Synergizing Privacy and Utility in Data Analytics Through Advanced Information Theorization
Zahir Alsulaimawi
TL;DR
The paper tackles the problem of balancing data utility and privacy in analytics by casting privacy-utility as a mutual-information optimization and proposing three algorithms: Noise-Infusion for high-dimensional data, a Variational Autoencoder (VAE) approach, and an EM-based method. It contributes theoretical results, including information bounds and convergence guarantees for alternating optimization, and a practical framework integrating variational inference with EM to improve optimization. Empirical validation on Modified MNIST, CelebrityA, and a structured dataset demonstrates superior privacy protection with retained utility relative to basic privacy techniques.
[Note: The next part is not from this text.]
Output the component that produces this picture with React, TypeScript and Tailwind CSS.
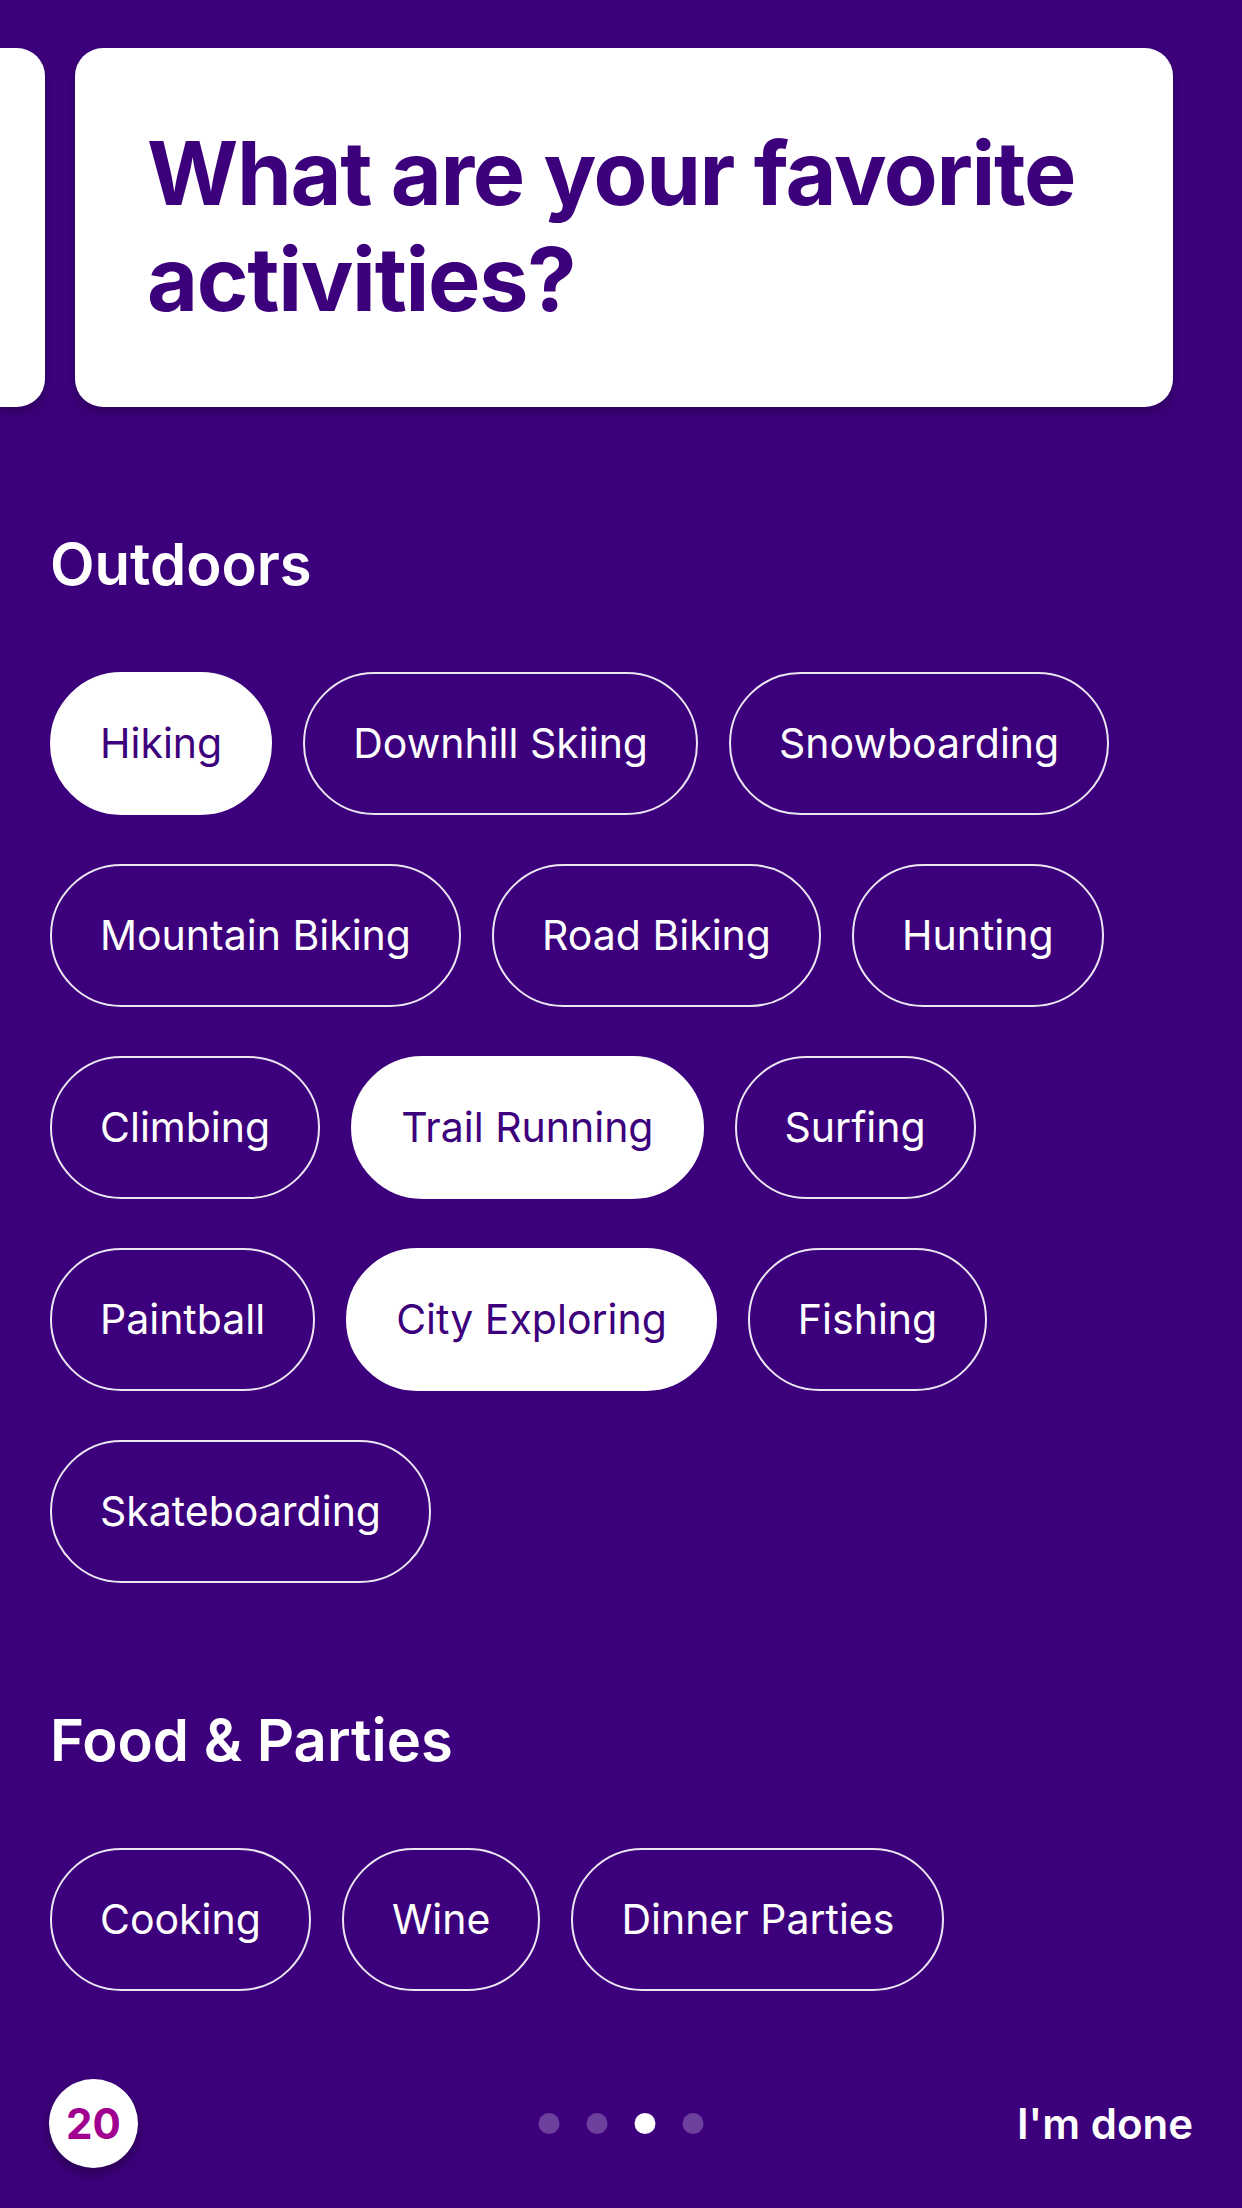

The work offers a flexible, theory-grounded pathway for deploying privacy-preserving analytics across diverse data types and applications.
Abstract
This study develops a novel framework for privacy-preserving data analytics, addressing the critical challenge of balancing data utility with privacy concerns. We introduce three sophisticated algorithms: a Noise-Infusion Technique tailored for high-dimensional image data, a Variational Autoencoder (VAE) for robust feature extraction while masking sensitive attributes and an Expectation Maximization (EM) approach optimized for structured data privacy. Applied to datasets such as Modified MNIST and CelebrityA, our methods significantly reduce mutual information between sensitive attributes and transformed data, thereby enhancing privacy. Our experimental results confirm that these approaches achieve superior privacy protection and retain high utility, making them viable for practical applications where both aspects are crucial. The research contributes to the field by providing a flexible and effective strategy for deploying privacy-preserving algorithms across various data types and establishing new benchmarks for utility and confidentiality in data analytics.